SET EXERCISE: Check each line below for the word "this" and give the number of lines that have it, nothing more.
— BEGIN —
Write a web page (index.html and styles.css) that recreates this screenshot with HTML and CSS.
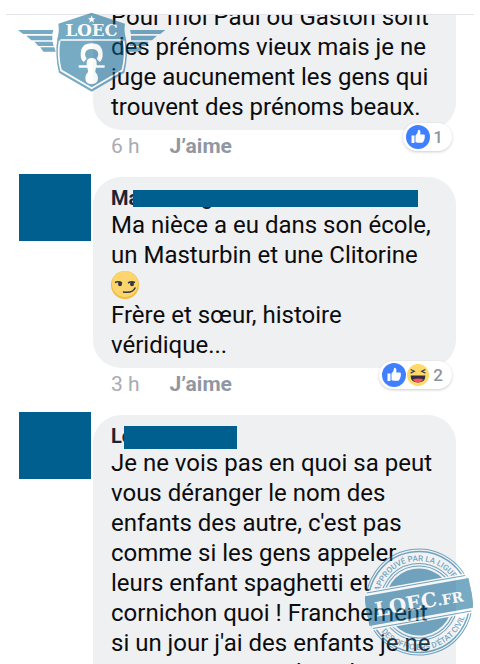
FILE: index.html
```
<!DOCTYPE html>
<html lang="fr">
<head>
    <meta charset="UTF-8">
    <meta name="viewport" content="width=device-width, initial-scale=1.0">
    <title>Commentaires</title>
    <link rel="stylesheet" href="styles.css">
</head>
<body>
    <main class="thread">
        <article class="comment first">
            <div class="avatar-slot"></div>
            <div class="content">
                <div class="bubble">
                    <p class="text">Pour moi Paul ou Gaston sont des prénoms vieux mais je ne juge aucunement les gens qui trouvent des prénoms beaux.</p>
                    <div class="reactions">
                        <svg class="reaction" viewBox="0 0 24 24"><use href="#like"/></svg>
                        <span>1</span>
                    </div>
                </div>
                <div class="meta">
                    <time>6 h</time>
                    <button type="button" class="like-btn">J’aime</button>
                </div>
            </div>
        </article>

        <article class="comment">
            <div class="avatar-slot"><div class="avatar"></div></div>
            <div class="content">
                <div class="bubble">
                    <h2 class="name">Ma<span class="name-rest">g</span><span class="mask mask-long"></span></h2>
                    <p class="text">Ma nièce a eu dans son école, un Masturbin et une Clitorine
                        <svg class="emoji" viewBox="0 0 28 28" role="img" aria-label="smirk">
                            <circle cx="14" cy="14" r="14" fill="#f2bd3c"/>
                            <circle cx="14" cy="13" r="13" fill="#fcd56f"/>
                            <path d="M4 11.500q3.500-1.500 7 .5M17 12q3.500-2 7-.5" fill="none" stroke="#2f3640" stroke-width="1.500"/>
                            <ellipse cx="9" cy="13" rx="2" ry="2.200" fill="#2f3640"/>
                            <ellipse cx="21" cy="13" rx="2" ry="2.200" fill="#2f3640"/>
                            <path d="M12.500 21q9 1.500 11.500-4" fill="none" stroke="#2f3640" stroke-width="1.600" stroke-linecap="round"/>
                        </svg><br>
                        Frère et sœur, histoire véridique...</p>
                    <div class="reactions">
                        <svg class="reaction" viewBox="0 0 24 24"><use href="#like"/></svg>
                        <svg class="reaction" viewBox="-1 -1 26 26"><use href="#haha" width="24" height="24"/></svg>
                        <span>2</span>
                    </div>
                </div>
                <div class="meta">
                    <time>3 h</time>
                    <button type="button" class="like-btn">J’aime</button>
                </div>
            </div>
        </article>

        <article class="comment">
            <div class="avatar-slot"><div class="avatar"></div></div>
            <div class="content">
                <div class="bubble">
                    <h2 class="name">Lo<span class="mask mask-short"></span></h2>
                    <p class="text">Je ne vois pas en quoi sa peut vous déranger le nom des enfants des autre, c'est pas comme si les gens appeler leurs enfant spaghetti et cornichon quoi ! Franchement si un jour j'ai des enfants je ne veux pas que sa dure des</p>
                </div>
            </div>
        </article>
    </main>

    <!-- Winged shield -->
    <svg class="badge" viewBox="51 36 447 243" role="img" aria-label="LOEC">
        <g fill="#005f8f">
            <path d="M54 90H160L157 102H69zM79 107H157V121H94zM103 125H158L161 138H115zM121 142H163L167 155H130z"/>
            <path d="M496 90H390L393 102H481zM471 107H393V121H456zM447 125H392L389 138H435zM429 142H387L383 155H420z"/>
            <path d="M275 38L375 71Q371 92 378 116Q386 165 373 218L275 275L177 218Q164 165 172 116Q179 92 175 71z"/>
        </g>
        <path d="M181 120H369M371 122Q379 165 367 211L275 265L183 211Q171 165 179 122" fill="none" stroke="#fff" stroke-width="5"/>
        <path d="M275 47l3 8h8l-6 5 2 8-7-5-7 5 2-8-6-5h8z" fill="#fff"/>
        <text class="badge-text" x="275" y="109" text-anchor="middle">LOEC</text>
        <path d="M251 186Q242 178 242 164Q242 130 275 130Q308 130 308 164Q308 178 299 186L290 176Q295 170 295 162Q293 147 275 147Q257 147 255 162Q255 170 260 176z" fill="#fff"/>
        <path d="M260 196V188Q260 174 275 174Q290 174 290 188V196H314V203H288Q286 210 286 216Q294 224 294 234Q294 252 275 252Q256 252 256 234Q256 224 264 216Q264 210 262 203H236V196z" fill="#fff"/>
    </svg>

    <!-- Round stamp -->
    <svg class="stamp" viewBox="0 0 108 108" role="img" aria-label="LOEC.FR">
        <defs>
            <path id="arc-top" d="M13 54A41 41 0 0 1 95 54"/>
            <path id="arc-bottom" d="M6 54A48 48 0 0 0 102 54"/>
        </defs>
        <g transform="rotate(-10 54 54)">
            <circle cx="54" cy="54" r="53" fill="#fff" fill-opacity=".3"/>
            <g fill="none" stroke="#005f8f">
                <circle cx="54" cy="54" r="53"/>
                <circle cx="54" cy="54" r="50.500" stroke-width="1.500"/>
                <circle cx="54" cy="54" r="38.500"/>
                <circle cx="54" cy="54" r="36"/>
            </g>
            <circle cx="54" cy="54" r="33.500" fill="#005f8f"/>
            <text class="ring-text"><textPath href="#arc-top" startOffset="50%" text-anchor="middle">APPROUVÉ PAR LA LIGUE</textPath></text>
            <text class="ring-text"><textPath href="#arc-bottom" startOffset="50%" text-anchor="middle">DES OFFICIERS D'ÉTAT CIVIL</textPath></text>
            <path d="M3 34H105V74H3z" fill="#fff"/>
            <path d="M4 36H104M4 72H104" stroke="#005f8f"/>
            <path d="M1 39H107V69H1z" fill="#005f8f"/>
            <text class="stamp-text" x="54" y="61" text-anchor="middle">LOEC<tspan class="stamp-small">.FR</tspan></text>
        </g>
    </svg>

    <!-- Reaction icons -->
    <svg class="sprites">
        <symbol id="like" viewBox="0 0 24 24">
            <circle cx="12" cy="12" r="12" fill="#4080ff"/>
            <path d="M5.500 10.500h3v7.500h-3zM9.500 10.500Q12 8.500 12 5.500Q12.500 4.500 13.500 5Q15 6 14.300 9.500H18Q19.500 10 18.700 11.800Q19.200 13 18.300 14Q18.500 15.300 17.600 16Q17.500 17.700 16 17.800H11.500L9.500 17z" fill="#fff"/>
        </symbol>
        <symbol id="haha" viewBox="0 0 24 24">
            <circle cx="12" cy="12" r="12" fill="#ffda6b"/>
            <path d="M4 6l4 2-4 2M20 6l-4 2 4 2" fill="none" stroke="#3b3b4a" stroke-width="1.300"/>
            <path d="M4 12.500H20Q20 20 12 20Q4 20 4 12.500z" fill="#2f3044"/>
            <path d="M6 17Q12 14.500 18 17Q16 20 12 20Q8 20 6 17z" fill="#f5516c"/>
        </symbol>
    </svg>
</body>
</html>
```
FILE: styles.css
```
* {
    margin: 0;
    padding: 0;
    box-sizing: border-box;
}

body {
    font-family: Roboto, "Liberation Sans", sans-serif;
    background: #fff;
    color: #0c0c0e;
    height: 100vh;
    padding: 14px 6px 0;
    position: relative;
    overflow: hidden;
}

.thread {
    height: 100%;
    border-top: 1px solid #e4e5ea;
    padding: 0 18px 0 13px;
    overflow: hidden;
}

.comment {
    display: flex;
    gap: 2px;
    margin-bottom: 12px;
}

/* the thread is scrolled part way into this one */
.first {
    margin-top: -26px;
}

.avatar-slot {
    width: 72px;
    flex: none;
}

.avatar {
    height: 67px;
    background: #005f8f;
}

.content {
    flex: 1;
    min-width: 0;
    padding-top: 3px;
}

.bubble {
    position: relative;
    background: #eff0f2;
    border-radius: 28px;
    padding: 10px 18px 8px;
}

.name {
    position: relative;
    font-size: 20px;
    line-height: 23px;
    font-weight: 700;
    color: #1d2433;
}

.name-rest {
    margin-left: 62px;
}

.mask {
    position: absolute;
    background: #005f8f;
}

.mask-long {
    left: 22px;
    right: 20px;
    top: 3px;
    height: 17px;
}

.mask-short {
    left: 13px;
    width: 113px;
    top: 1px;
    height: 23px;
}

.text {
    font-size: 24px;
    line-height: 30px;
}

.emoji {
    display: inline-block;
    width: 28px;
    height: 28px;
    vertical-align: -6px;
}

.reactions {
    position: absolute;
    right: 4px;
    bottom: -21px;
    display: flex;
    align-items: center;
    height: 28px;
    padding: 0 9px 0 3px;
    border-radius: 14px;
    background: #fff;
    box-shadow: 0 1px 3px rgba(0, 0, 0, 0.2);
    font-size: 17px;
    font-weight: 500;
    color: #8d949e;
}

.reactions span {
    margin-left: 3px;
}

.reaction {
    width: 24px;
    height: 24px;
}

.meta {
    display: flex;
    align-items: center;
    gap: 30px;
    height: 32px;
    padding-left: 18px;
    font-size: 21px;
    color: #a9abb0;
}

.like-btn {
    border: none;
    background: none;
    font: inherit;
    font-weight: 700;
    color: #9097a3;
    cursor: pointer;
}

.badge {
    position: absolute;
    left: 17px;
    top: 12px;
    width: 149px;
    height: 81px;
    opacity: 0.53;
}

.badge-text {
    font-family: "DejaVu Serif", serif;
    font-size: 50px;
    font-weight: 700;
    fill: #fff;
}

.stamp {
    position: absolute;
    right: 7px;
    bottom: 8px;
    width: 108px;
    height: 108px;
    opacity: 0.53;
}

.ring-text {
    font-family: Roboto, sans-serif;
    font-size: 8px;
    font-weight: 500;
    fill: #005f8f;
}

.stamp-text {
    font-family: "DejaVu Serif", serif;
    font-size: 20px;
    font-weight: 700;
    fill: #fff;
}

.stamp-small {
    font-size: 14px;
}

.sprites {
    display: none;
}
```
— END —
ANSWER TO THE TASK: 2